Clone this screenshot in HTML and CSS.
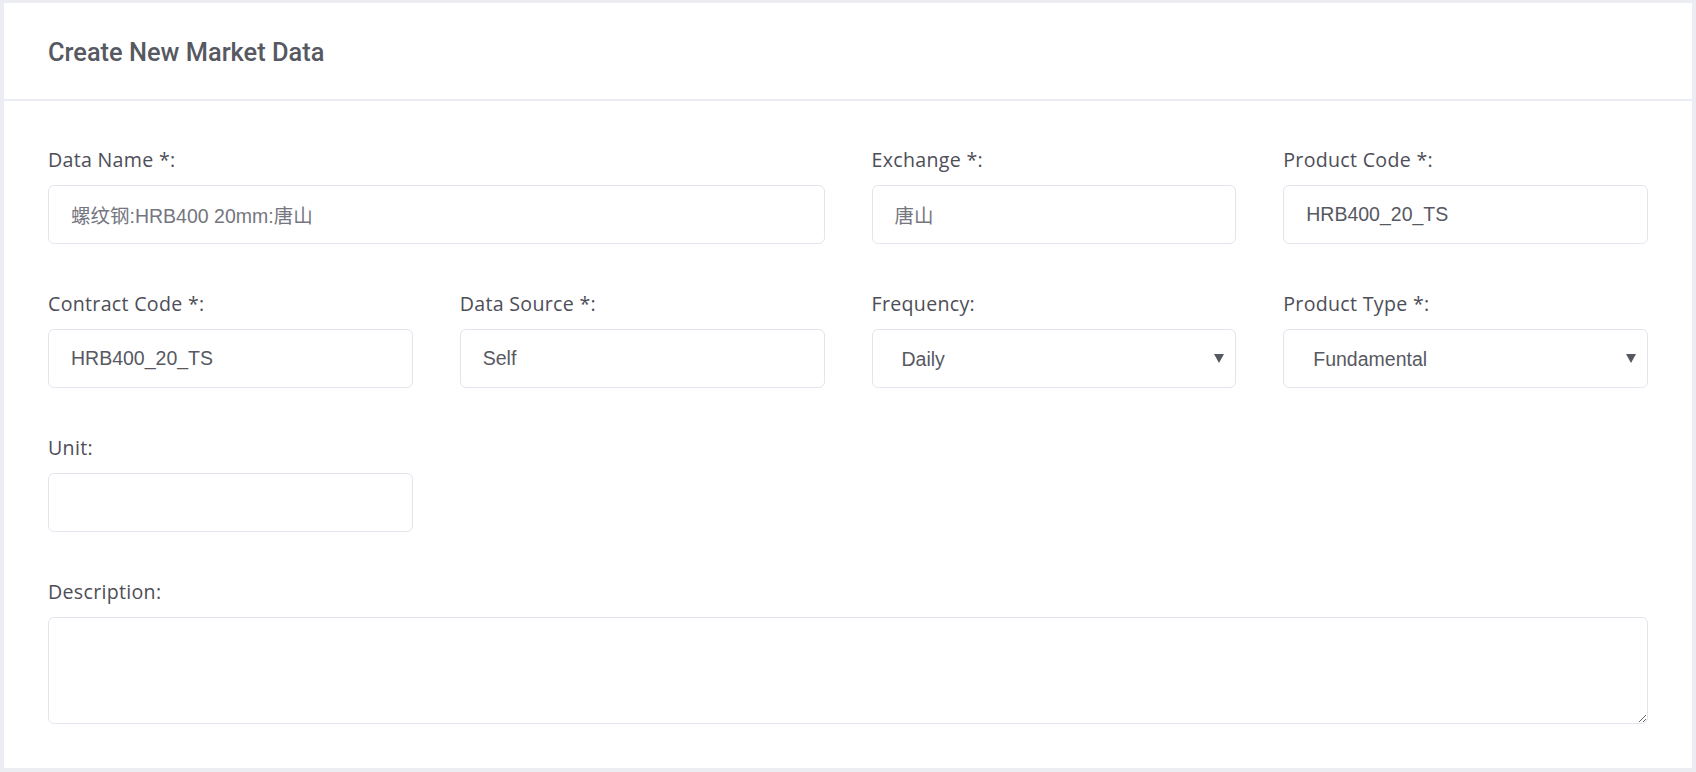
FILE: index.html
```html
<!DOCTYPE html>
<html>
<head>
<meta charset="utf-8">
<title>Create New Market Data</title>
<link rel="stylesheet" href="styles.css">
</head>
<body>
<div class="card">
  <div class="card-head">
    <h3 class="card-title">Create New Market Data</h3>
  </div>
  <form class="card-body">
    <div class="grid">
      <div class="group span2">
        <label class="label">Data Name *:</label>
        <input class="control muted" type="text" value="螺纹钢:HRB400 20mm:唐山">
      </div>
      <div class="group">
        <label class="label">Exchange *:</label>
        <input class="control muted" type="text" value="唐山">
      </div>
      <div class="group">
        <label class="label">Product Code *:</label>
        <input class="control" type="text" value="HRB400_20_TS">
      </div>

      <div class="group">
        <label class="label">Contract Code *:</label>
        <input class="control" type="text" value="HRB400_20_TS">
      </div>
      <div class="group">
        <label class="label">Data Source *:</label>
        <input class="control" type="text" value="Self">
      </div>
      <div class="group">
        <label class="label">Frequency:</label>
        <div class="select-wrap">
          <select class="control select">
            <option>Daily</option>
            <option>Weekly</option>
            <option>Monthly</option>
          </select>
        </div>
      </div>
      <div class="group">
        <label class="label">Product Type *:</label>
        <div class="select-wrap">
          <select class="control select">
            <option>Fundamental</option>
            <option>Futures</option>
          </select>
        </div>
      </div>

      <div class="group">
        <label class="label">Unit:</label>
        <input class="control" type="text" value="">
      </div>

      <div class="group span4">
        <label class="label">Description:</label>
        <textarea class="control area"></textarea>
      </div>
    </div>
  </form>
</div>
</body>
</html>
```

FILE: styles.css
```css
html, body {
  margin: 0;
  padding: 0;
}

body {
  background: #ecedf3;
  font-family: "Open Sans", "Noto Sans", sans-serif;
  padding: 3px 4px 4px 4px;
  box-sizing: border-box;
  height: 772px;
  overflow: hidden;
}

.card {
  background: #ffffff;
}

.card-head {
  height: 96px;
  border-bottom: 2px solid #ebedf2;
  display: flex;
  align-items: center;
  padding: 0 44px;
}

.card-title {
  margin: 0;
  font-family: Roboto, "Liberation Sans", sans-serif;
  font-weight: 500;
  font-size: 25.4px;
  color: #575962;
  padding-top: 2px;
}

.card-body {
  margin: 0;
  padding: 44px 44px 44.5px 44px;
}

.grid {
  display: grid;
  grid-template-columns: repeat(4, 1fr);
  column-gap: 47px;
  row-gap: 45px;
}

.span2 {
  grid-column: span 2;
}

.span4 {
  grid-column: span 4;
}

.group {
  display: flex;
  flex-direction: column;
}

.label {
  display: block;
  font-family: "Open Sans", "Noto Sans", sans-serif;
  font-size: 19.6px;
  line-height: 30px;
  color: #4d4e58;
  margin-bottom: 10px;
  letter-spacing: 0.3px;
}

.control {
  box-sizing: border-box;
  width: 100%;
  height: 59px;
  margin: 0;
  border: 1px solid #e2e5ec;
  border-radius: 6px;
  background: #ffffff;
  padding: 0 22px;
  font-family: "Liberation Sans", Arial, "Noto Sans CJK SC", sans-serif;
  font-size: 19.5px;
  color: #575962;
  outline: none;
}

.muted {
  color: #75767f;
}

.select-wrap {
  position: relative;
}

.select {
  appearance: none;
  -webkit-appearance: none;
  padding-left: 29px;
  padding-right: 40px;
}

.select-wrap::after {
  content: "";
  position: absolute;
  right: 12px;
  top: 25px;
  width: 0;
  height: 0;
  border-left: 5px solid transparent;
  border-right: 5px solid transparent;
  border-top: 9px solid #555860;
  pointer-events: none;
}

.area {
  height: 106.5px;
  padding: 14px 22px;
  resize: vertical;
}
```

Set task – Reproduce the material word for word. Any pictures should be left out of the copy.

Reply to the exercise –
Clone this screenshot in HTML and CSS.
FILE: index.html
```html
<!DOCTYPE html>
<html>
<head>
<meta charset="utf-8">
<title>Create New Market Data</title>
<link rel="stylesheet" href="styles.css">
</head>
<body>
<div class="card">
  <div class="card-head">
    <h3 class="card-title">Create New Market Data</h3>
  </div>
  <form class="card-body">
    <div class="grid">
      <div class="group span2">
        <label class="label">Data Name *:</label>
        <input class="control muted" type="text" value="螺纹钢:HRB400 20mm:唐山">
      </div>
      <div class="group">
        <label class="label">Exchange *:</label>
        <input class="control muted" type="text" value="唐山">
      </div>
      <div class="group">
        <label class="label">Product Code *:</label>
        <input class="control" type="text" value="HRB400_20_TS">
      </div>

      <div class="group">
        <label class="label">Contract Code *:</label>
        <input class="control" type="text" value="HRB400_20_TS">
      </div>
      <div class="group">
        <label class="label">Data Source *:</label>
        <input class="control" type="text" value="Self">
      </div>
      <div class="group">
        <label class="label">Frequency:</label>
        <div class="select-wrap">
          <select class="control select">
            <option>Daily</option>
            <option>Weekly</option>
            <option>Monthly</option>
          </select>
        </div>
      </div>
      <div class="group">
        <label class="label">Product Type *:</label>
        <div class="select-wrap">
          <select class="control select">
            <option>Fundamental</option>
            <option>Futures</option>
          </select>
        </div>
      </div>

      <div class="group">
        <label class="label">Unit:</label>
        <input class="control" type="text" value="">
      </div>

      <div class="group span4">
        <label class="label">Description:</label>
        <textarea class="control area"></textarea>
      </div>
    </div>
  </form>
</div>
</body>
</html>
```

FILE: styles.css
```css
html, body {
  margin: 0;
  padding: 0;
}

body {
  background: #ecedf3;
  font-family: "Open Sans", "Noto Sans", sans-serif;
  padding: 3px 4px 4px 4px;
  box-sizing: border-box;
  height: 772px;
  overflow: hidden;
}

.card {
  background: #ffffff;
}

.card-head {
  height: 96px;
  border-bottom: 2px solid #ebedf2;
  display: flex;
  align-items: center;
  padding: 0 44px;
}

.card-title {
  margin: 0;
  font-family: Roboto, "Liberation Sans", sans-serif;
  font-weight: 500;
  font-size: 25.4px;
  color: #575962;
  padding-top: 2px;
}

.card-body {
  margin: 0;
  padding: 44px 44px 44.5px 44px;
}

.grid {
  display: grid;
  grid-template-columns: repeat(4, 1fr);
  column-gap: 47px;
  row-gap: 45px;
}

.span2 {
  grid-column: span 2;
}

.span4 {
  grid-column: span 4;
}

.group {
  display: flex;
  flex-direction: column;
}

.label {
  display: block;
  font-family: "Open Sans", "Noto Sans", sans-serif;
  font-size: 19.6px;
  line-height: 30px;
  color: #4d4e58;
  margin-bottom: 10px;
  letter-spacing: 0.3px;
}

.control {
  box-sizing: border-box;
  width: 100%;
  height: 59px;
  margin: 0;
  border: 1px solid #e2e5ec;
  border-radius: 6px;
  background: #ffffff;
  padding: 0 22px;
  font-family: "Liberation Sans", Arial, "Noto Sans CJK SC", sans-serif;
  font-size: 19.5px;
  color: #575962;
  outline: none;
}

.muted {
  color: #75767f;
}

.select-wrap {
  position: relative;
}

.select {
  appearance: none;
  -webkit-appearance: none;
  padding-left: 29px;
  padding-right: 40px;
}

.select-wrap::after {
  content: "";
  position: absolute;
  right: 12px;
  top: 25px;
  width: 0;
  height: 0;
  border-left: 5px solid transparent;
  border-right: 5px solid transparent;
  border-top: 9px solid #555860;
  pointer-events: none;
}

.area {
  height: 106.5px;
  padding: 14px 22px;
  resize: vertical;
}
```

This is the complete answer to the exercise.